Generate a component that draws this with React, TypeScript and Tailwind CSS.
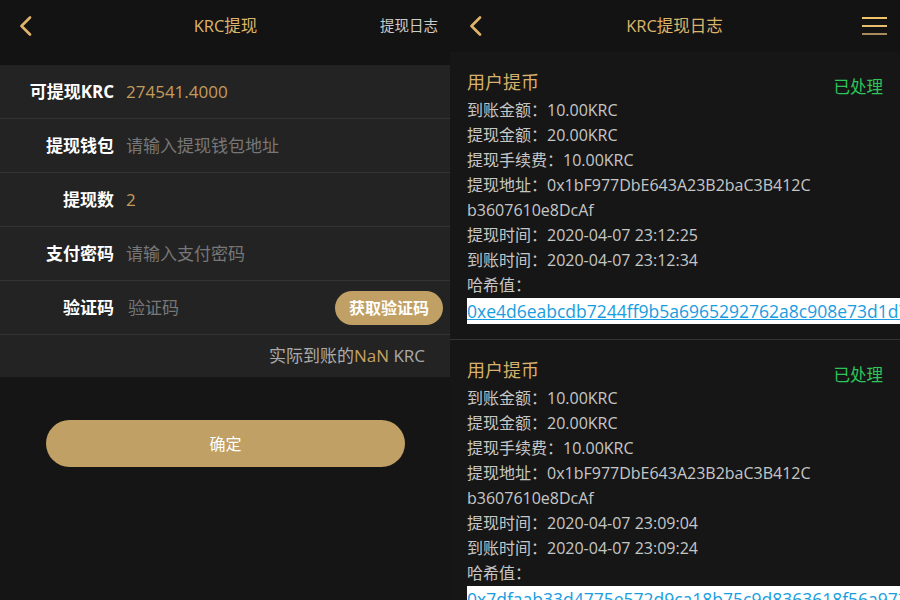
const font = { fontFamily: '"Open Sans", "Noto Sans CJK SC", sans-serif' };

type Record = {
    arrive: string;
    amount: string;
    fee: string;
    addr1: string;
    addr2: string;
    applyTime: string;
    arriveTime: string;
    hash: string;
};

const records: Record[] = [
    {
        arrive: "10.00KRC",
        amount: "20.00KRC",
        fee: "10.00KRC",
        addr1: "0x1bF977DbE643A23B2baC3B412C",
        addr2: "b3607610e8DcAf",
        applyTime: "2020-04-07 23:12:25",
        arriveTime: "2020-04-07 23:12:34",
        hash: "0xe4d6eabcdb7244ff9b5a6965292762a8c908e73d1d7a6c0e",
    },
    {
        arrive: "10.00KRC",
        amount: "20.00KRC",
        fee: "10.00KRC",
        addr1: "0x1bF977DbE643A23B2baC3B412C",
        addr2: "b3607610e8DcAf",
        applyTime: "2020-04-07 23:09:04",
        arriveTime: "2020-04-07 23:09:24",
        hash: "0x7dfaab33d4775e572d9ca18b75c9d8363618f56a97360b2c",
    },
];

function BackArrow() {
    return (
        <svg width="14" height="20" viewBox="0 0 14 20" fill="none">
            <polyline
                points="11,1.5 2.5,10 11,18.5"
                stroke="#e0b469"
                strokeWidth="2.6"
                strokeLinecap="round"
                strokeLinejoin="round"
            />
        </svg>
    );
}

function FormRow({ label, children }: { label: string; children: React.ReactNode }) {
    return (
        <div className="flex items-center h-[54px] border-b border-[#333333]">
            <div className="w-[114px] text-right text-[17px] font-bold text-white">{label}</div>
            <div className="flex-1 flex items-center pl-[12px] pr-[7px] text-[17px]">{children}</div>
        </div>
    );
}

function WithdrawPanel() {
    return (
        <div className="w-[450px] h-[600px] bg-[#151515] flex flex-col">
            {/* Header */}
            <div className="h-[52px] flex items-center justify-between pl-[19px] pr-[12px] bg-[#131313]">
                <BackArrow />
                <div className="text-[16.5px] text-[#dcb46a] pl-[38px]">KRC提现</div>
                <div className="text-[14.5px] text-[#cccccc]">提现日志</div>
            </div>
            <div className="h-[13px] bg-[#131313]" />

            {/* Form */}
            <div className="bg-[#232323]">
                <FormRow label="可提现KRC">
                    <span className="text-[#c39c5c]">274541.4000</span>
                </FormRow>
                <FormRow label="提现钱包">
                    <span className="text-[#777777]">请输入提现钱包地址</span>
                </FormRow>
                <FormRow label="提现数">
                    <span className="text-[#c39c5c]">2</span>
                </FormRow>
                <FormRow label="支付密码">
                    <span className="text-[#777777]">请输入支付密码</span>
                </FormRow>
                <FormRow label="验证码">
                    <span className="text-[#777777] pl-[2px]">验证码</span>
                    <button className="ml-auto h-[34px] px-[14px] rounded-full bg-[#c0a064] text-white text-[16px] font-semibold">
                        获取验证码
                    </button>
                </FormRow>
                <div className="h-[42px] flex items-center justify-end pr-[25px] text-[17px]">
                    <span className="text-[#aaaaaa]">实际到账的</span>
                    <span className="text-[#c8a060]">NaN</span>
                    <span className="text-[#aaaaaa]">&nbsp;KRC</span>
                </div>
            </div>

            {/* Submit */}
            <div className="px-[46px] pt-[43px]">
                <button className="w-[359px] h-[47px] rounded-full bg-[#c0a064] text-white text-[16px]">
                    确定
                </button>
            </div>
        </div>
    );
}

function LogCard({ r }: { r: Record }) {
    return (
        <div className="pl-[17px] pr-[17px] pt-[15px] pb-[14px] border-b border-[#333333]">
            <div className="flex justify-between h-[31px]">
                <div className="text-[18px] leading-[31px] text-[#d6b06c]">用户提币</div>
                <div className="self-end text-[16.5px] leading-[22px] text-[#2dc45c]">已处理</div>
            </div>
            <div className="text-[16px] leading-[25px] text-[#c6c6c6]">
                <div>到账金额：{r.arrive}</div>
                <div>提现金额：{r.amount}</div>
                <div>提现手续费：{r.fee}</div>
                <div>提现地址：{r.addr1}</div>
                <div>{r.addr2}</div>
                <div>提现时间：{r.applyTime}</div>
                <div>到账时间：{r.arriveTime}</div>
                <div>哈希值：</div>
                <div className="whitespace-nowrap pt-[2px]">
                    <span className="bg-white text-[#1a9de0] underline text-[17.5px] leading-[19px] py-[1px]">
                        {r.hash}
                    </span>
                </div>
            </div>
        </div>
    );
}

function LogPanel() {
    return (
        <div className="w-[450px] h-[600px] bg-[#161616] flex flex-col overflow-hidden">
            <div className="h-[52px] shrink-0 flex items-center justify-between pl-[19px] pr-[13px] bg-[#131313]">
                <BackArrow />
                <div className="text-[16.5px] text-[#dcb46a] pl-[4px]">KRC提现日志</div>
                <div className="w-[25px] flex flex-col gap-[6px]">
                    <div className="h-[2px] bg-[#f2c46a]" />
                    <div className="h-[2px] bg-[#e6bd6c]" />
                    <div className="h-[2px] bg-[#a88d5c]" />
                </div>
            </div>
            {records.map((r, i) => (
                <LogCard key={i} r={r} />
            ))}
        </div>
    );
}

export default function App() {
    return (
        <div className="w-[900px] h-[600px] flex overflow-hidden" style={font}>
            <WithdrawPanel />
            <LogPanel />
        </div>
    );
}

### What you should do
Transcribe the whole listing, character for character, but not its images.

### Solution to this exercise
Generate a component that draws this with React, TypeScript and Tailwind CSS.
const font = { fontFamily: '"Open Sans", "Noto Sans CJK SC", sans-serif' };

type Record = {
    arrive: string;
    amount: string;
    fee: string;
    addr1: string;
    addr2: string;
    applyTime: string;
    arriveTime: string;
    hash: string;
};

const records: Record[] = [
    {
        arrive: "10.00KRC",
        amount: "20.00KRC",
        fee: "10.00KRC",
        addr1: "0x1bF977DbE643A23B2baC3B412C",
        addr2: "b3607610e8DcAf",
        applyTime: "2020-04-07 23:12:25",
        arriveTime: "2020-04-07 23:12:34",
        hash: "0xe4d6eabcdb7244ff9b5a6965292762a8c908e73d1d7a6c0e",
    },
    {
        arrive: "10.00KRC",
        amount: "20.00KRC",
        fee: "10.00KRC",
        addr1: "0x1bF977DbE643A23B2baC3B412C",
        addr2: "b3607610e8DcAf",
        applyTime: "2020-04-07 23:09:04",
        arriveTime: "2020-04-07 23:09:24",
        hash: "0x7dfaab33d4775e572d9ca18b75c9d8363618f56a97360b2c",
    },
];

function BackArrow() {
    return (
        <svg width="14" height="20" viewBox="0 0 14 20" fill="none">
            <polyline
                points="11,1.5 2.5,10 11,18.5"
                stroke="#e0b469"
                strokeWidth="2.6"
                strokeLinecap="round"
                strokeLinejoin="round"
            />
        </svg>
    );
}

function FormRow({ label, children }: { label: string; children: React.ReactNode }) {
    return (
        <div className="flex items-center h-[54px] border-b border-[#333333]">
            <div className="w-[114px] text-right text-[17px] font-bold text-white">{label}</div>
            <div className="flex-1 flex items-center pl-[12px] pr-[7px] text-[17px]">{children}</div>
        </div>
    );
}

function WithdrawPanel() {
    return (
        <div className="w-[450px] h-[600px] bg-[#151515] flex flex-col">
            {/* Header */}
            <div className="h-[52px] flex items-center justify-between pl-[19px] pr-[12px] bg-[#131313]">
                <BackArrow />
                <div className="text-[16.5px] text-[#dcb46a] pl-[38px]">KRC提现</div>
                <div className="text-[14.5px] text-[#cccccc]">提现日志</div>
            </div>
            <div className="h-[13px] bg-[#131313]" />

            {/* Form */}
            <div className="bg-[#232323]">
                <FormRow label="可提现KRC">
                    <span className="text-[#c39c5c]">274541.4000</span>
                </FormRow>
                <FormRow label="提现钱包">
                    <span className="text-[#777777]">请输入提现钱包地址</span>
                </FormRow>
                <FormRow label="提现数">
                    <span className="text-[#c39c5c]">2</span>
                </FormRow>
                <FormRow label="支付密码">
                    <span className="text-[#777777]">请输入支付密码</span>
                </FormRow>
                <FormRow label="验证码">
                    <span className="text-[#777777] pl-[2px]">验证码</span>
                    <button className="ml-auto h-[34px] px-[14px] rounded-full bg-[#c0a064] text-white text-[16px] font-semibold">
                        获取验证码
                    </button>
                </FormRow>
                <div className="h-[42px] flex items-center justify-end pr-[25px] text-[17px]">
                    <span className="text-[#aaaaaa]">实际到账的</span>
                    <span className="text-[#c8a060]">NaN</span>
                    <span className="text-[#aaaaaa]">&nbsp;KRC</span>
                </div>
            </div>

            {/* Submit */}
            <div className="px-[46px] pt-[43px]">
                <button className="w-[359px] h-[47px] rounded-full bg-[#c0a064] text-white text-[16px]">
                    确定
                </button>
            </div>
        </div>
    );
}

function LogCard({ r }: { r: Record }) {
    return (
        <div className="pl-[17px] pr-[17px] pt-[15px] pb-[14px] border-b border-[#333333]">
            <div className="flex justify-between h-[31px]">
                <div className="text-[18px] leading-[31px] text-[#d6b06c]">用户提币</div>
                <div className="self-end text-[16.5px] leading-[22px] text-[#2dc45c]">已处理</div>
            </div>
            <div className="text-[16px] leading-[25px] text-[#c6c6c6]">
                <div>到账金额：{r.arrive}</div>
                <div>提现金额：{r.amount}</div>
                <div>提现手续费：{r.fee}</div>
                <div>提现地址：{r.addr1}</div>
                <div>{r.addr2}</div>
                <div>提现时间：{r.applyTime}</div>
                <div>到账时间：{r.arriveTime}</div>
                <div>哈希值：</div>
                <div className="whitespace-nowrap pt-[2px]">
                    <span className="bg-white text-[#1a9de0] underline text-[17.5px] leading-[19px] py-[1px]">
                        {r.hash}
                    </span>
                </div>
            </div>
        </div>
    );
}

function LogPanel() {
    return (
        <div className="w-[450px] h-[600px] bg-[#161616] flex flex-col overflow-hidden">
            <div className="h-[52px] shrink-0 flex items-center justify-between pl-[19px] pr-[13px] bg-[#131313]">
                <BackArrow />
                <div className="text-[16.5px] text-[#dcb46a] pl-[4px]">KRC提现日志</div>
                <div className="w-[25px] flex flex-col gap-[6px]">
                    <div className="h-[2px] bg-[#f2c46a]" />
                    <div className="h-[2px] bg-[#e6bd6c]" />
                    <div className="h-[2px] bg-[#a88d5c]" />
                </div>
            </div>
            {records.map((r, i) => (
                <LogCard key={i} r={r} />
            ))}
        </div>
    );
}

export default function App() {
    return (
        <div className="w-[900px] h-[600px] flex overflow-hidden" style={font}>
            <WithdrawPanel />
            <LogPanel />
        </div>
    );
}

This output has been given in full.